START

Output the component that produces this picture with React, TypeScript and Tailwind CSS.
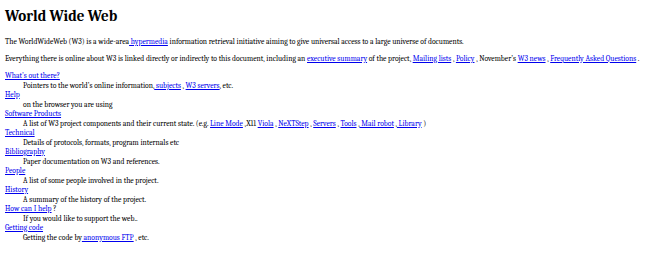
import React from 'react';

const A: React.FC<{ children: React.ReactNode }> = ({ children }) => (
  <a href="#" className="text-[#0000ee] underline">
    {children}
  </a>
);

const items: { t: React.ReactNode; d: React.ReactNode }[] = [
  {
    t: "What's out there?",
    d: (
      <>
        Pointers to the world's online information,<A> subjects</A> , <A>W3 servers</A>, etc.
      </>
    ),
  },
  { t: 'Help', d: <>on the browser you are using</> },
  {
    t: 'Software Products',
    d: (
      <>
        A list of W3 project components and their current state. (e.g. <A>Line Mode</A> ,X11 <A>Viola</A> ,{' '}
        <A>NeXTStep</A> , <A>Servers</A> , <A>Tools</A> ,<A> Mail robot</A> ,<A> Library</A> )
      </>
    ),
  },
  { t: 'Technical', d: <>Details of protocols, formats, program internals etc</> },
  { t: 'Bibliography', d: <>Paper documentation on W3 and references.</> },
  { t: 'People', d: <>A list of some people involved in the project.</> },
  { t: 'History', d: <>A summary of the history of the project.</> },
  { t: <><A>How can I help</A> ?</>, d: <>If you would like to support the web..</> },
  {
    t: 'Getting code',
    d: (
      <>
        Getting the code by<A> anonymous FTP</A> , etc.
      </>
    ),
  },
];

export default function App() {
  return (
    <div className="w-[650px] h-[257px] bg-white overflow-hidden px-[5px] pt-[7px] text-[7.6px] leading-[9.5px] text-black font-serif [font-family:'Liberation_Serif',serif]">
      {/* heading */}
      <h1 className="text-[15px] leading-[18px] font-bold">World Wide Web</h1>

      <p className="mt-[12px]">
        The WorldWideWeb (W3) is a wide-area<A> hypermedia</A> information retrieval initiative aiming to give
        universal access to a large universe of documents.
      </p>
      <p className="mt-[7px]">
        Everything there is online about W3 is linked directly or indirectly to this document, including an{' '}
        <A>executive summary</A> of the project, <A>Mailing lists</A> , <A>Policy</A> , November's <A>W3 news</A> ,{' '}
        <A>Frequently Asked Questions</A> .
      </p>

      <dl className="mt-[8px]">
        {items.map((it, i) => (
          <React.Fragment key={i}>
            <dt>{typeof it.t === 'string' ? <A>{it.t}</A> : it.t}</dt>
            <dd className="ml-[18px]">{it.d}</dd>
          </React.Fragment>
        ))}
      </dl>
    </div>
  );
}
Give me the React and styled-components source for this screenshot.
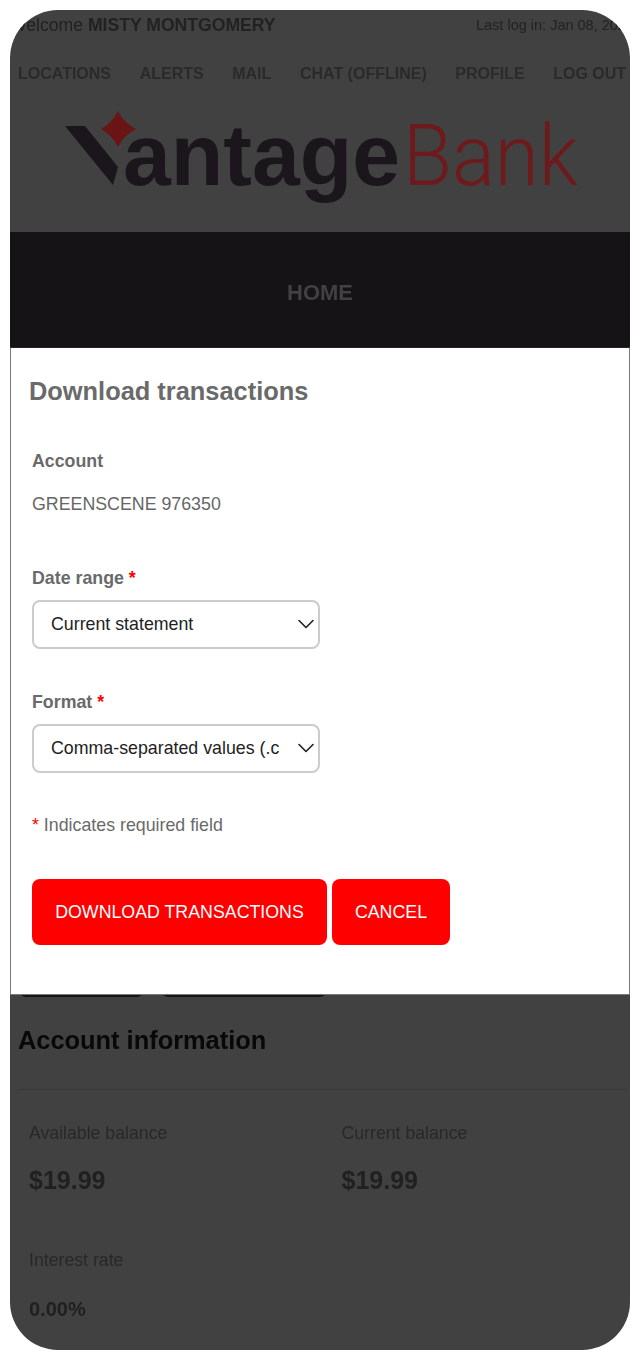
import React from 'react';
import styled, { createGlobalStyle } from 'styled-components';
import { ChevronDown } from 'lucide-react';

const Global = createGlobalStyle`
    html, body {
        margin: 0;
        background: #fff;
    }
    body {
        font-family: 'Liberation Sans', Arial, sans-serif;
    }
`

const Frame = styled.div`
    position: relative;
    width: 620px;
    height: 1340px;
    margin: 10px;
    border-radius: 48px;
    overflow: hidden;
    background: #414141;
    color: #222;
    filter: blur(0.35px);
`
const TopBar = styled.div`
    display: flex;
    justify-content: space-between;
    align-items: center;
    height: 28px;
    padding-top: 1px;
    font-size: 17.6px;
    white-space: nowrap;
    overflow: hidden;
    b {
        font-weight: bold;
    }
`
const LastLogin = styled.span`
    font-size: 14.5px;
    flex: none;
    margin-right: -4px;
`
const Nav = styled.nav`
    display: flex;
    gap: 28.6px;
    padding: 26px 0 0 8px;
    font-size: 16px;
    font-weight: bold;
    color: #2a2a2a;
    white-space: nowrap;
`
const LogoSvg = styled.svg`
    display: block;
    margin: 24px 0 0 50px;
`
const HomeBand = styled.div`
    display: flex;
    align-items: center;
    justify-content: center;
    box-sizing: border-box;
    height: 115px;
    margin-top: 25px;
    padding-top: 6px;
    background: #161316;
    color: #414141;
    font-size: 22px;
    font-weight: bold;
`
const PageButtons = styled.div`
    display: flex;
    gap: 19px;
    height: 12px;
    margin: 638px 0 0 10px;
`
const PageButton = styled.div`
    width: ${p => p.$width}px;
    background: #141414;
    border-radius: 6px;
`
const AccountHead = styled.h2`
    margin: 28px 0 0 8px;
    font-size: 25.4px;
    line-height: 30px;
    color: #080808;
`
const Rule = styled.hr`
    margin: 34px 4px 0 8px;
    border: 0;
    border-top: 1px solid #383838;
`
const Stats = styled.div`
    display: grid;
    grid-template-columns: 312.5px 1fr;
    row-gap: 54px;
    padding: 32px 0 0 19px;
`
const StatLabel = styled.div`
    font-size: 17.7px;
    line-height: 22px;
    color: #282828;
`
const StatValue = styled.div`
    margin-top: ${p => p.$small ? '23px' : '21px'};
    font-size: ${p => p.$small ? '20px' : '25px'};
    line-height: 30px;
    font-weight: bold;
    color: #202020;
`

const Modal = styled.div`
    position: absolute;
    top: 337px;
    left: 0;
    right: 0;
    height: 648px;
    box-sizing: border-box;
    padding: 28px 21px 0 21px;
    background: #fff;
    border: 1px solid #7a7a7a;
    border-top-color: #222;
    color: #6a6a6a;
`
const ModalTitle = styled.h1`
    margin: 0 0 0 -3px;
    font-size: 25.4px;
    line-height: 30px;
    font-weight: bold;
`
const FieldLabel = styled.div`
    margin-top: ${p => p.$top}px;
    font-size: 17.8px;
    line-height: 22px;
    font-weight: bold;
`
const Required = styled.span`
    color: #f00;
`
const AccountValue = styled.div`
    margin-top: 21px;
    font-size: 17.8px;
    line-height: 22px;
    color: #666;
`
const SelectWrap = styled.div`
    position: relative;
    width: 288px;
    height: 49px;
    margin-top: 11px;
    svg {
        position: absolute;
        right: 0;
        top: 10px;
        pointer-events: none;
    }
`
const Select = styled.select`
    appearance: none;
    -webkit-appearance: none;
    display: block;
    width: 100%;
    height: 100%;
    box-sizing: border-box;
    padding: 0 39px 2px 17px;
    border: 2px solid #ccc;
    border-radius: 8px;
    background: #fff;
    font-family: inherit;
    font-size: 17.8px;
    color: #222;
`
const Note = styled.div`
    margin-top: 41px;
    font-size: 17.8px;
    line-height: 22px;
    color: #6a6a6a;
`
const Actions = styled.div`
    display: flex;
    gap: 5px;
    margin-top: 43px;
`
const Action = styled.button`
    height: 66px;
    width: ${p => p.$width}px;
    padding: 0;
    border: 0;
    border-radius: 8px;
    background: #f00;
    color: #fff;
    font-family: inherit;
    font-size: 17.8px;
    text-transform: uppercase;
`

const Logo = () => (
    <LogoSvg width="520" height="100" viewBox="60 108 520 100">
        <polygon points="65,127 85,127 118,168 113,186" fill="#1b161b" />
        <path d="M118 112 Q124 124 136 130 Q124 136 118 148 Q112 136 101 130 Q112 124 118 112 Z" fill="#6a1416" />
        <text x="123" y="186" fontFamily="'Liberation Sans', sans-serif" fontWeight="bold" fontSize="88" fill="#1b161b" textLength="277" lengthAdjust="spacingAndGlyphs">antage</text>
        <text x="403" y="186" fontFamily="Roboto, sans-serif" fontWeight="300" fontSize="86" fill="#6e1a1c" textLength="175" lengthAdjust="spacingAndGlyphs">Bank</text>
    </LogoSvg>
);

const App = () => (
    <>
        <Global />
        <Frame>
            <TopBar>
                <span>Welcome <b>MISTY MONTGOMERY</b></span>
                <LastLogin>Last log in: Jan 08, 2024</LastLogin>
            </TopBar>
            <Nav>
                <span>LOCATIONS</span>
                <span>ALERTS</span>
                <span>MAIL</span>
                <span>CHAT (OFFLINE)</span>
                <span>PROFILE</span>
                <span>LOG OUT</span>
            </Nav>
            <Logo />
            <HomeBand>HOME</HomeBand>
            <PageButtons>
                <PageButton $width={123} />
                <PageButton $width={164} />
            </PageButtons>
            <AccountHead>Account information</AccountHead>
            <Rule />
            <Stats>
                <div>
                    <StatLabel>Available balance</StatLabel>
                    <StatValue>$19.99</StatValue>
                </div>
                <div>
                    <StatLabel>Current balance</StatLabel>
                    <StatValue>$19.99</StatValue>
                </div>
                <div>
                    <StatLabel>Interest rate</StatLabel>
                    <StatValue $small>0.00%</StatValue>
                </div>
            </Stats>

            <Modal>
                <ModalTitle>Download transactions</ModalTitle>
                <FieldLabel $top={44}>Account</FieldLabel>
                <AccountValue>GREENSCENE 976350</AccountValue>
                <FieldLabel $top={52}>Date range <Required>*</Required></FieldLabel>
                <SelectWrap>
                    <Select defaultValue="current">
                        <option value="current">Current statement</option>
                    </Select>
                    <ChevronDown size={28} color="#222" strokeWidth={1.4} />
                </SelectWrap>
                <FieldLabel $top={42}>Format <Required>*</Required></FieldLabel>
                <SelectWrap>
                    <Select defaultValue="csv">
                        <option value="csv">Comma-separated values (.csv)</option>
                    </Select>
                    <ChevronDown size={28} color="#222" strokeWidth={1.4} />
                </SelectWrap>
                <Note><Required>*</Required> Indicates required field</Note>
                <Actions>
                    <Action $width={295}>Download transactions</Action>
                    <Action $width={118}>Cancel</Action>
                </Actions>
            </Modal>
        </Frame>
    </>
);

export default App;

END
START

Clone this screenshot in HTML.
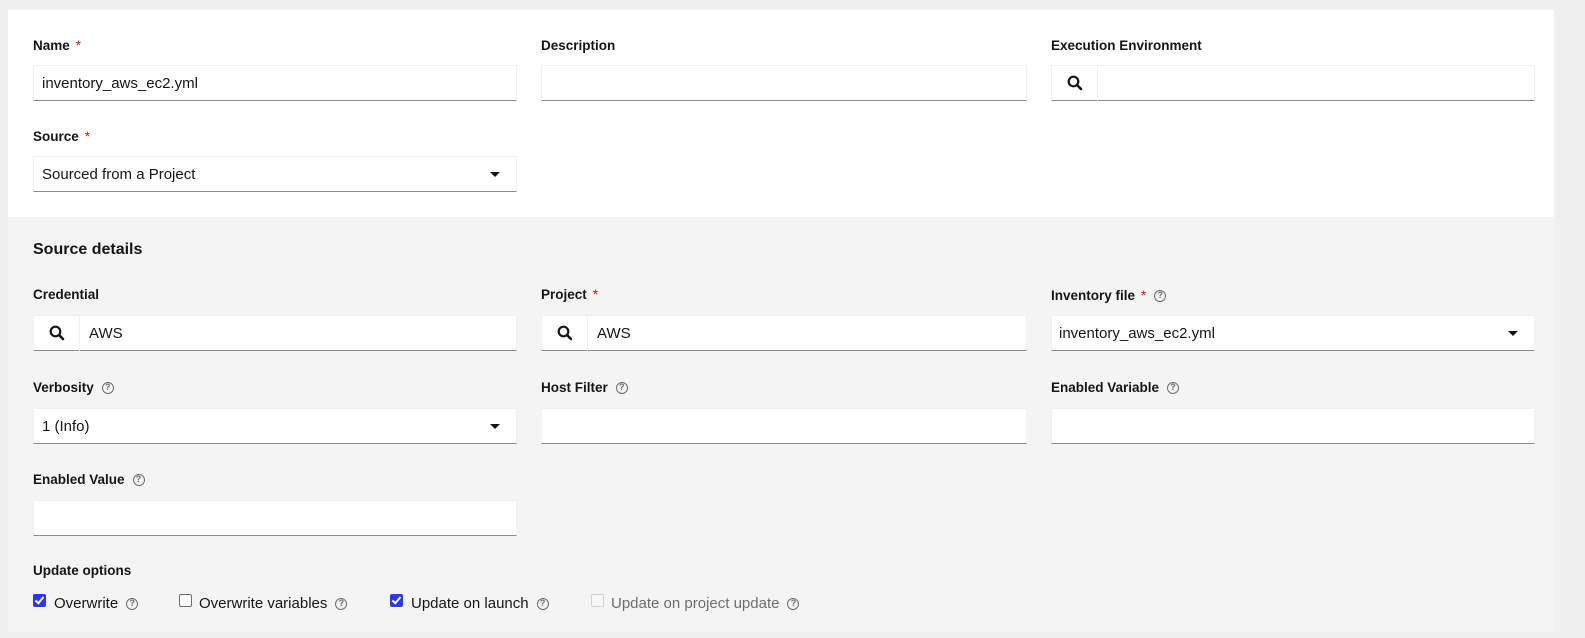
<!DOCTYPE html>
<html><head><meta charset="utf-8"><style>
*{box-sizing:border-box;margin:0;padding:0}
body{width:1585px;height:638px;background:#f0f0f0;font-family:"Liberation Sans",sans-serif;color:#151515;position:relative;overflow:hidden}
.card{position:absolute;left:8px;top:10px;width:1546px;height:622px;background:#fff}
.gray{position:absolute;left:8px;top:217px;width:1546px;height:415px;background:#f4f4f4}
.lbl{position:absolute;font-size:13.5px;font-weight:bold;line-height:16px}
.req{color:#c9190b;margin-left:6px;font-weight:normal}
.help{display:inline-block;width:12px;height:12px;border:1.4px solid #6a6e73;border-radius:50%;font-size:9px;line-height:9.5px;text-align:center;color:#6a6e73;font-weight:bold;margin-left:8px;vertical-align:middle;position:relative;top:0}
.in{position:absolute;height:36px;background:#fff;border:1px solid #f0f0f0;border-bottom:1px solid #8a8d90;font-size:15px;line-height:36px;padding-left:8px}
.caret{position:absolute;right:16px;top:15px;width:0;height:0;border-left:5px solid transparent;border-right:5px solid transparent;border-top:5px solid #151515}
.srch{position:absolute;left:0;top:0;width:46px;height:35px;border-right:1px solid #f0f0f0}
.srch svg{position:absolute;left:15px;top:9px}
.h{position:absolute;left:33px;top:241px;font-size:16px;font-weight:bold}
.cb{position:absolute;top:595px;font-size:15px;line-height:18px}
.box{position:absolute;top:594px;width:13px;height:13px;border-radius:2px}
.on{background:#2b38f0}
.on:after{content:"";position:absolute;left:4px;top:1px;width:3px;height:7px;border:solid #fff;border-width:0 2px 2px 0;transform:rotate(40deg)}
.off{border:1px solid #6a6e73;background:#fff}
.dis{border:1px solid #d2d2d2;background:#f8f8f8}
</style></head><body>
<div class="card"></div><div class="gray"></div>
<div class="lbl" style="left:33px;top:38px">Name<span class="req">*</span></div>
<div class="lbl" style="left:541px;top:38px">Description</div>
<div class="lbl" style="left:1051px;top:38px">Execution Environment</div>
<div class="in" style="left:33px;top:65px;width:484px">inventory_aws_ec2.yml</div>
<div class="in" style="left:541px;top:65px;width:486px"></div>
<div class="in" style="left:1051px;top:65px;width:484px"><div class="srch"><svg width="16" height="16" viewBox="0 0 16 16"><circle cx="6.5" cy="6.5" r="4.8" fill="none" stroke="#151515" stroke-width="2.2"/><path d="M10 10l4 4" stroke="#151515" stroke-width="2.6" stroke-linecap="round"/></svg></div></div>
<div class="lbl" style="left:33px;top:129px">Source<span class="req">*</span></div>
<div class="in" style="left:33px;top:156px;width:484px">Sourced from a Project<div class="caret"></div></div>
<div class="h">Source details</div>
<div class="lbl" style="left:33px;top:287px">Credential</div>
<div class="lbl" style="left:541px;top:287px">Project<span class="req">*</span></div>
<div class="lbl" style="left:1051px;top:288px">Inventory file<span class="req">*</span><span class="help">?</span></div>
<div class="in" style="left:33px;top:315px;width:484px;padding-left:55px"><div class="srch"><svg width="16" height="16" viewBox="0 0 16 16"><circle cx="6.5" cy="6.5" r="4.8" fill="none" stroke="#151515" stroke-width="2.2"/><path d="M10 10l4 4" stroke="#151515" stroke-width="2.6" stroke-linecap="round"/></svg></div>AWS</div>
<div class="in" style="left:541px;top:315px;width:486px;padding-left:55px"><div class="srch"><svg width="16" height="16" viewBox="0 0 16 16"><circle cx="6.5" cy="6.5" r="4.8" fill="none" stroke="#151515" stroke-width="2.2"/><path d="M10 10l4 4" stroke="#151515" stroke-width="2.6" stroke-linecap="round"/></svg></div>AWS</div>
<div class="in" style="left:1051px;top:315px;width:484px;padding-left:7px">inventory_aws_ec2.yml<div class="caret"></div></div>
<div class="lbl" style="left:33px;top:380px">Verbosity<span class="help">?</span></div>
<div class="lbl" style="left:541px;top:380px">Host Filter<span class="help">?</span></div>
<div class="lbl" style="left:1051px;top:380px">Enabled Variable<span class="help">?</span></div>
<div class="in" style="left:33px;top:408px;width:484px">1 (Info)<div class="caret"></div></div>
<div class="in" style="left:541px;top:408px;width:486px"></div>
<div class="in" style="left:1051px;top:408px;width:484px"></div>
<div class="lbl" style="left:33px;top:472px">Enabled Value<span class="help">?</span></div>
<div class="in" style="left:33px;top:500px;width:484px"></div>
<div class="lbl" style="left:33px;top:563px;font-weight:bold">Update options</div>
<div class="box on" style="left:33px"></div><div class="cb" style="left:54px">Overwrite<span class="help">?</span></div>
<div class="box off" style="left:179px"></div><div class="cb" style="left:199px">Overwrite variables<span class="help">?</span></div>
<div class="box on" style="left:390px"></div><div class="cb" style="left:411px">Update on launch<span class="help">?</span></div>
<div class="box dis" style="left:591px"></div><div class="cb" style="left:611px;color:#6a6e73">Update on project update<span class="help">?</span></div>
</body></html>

END

**Problem statement:**
Using the listing above, pick out each line that contains the word "this", then copy it.

**Exercise response:**
Output the component that produces this picture with React, TypeScript and Tailwind CSS.
        Everything there is online about W3 is linked directly or indirectly to this document, including an{' '}
Give me the React and styled-components source for this screenshot.
Clone this screenshot in HTML.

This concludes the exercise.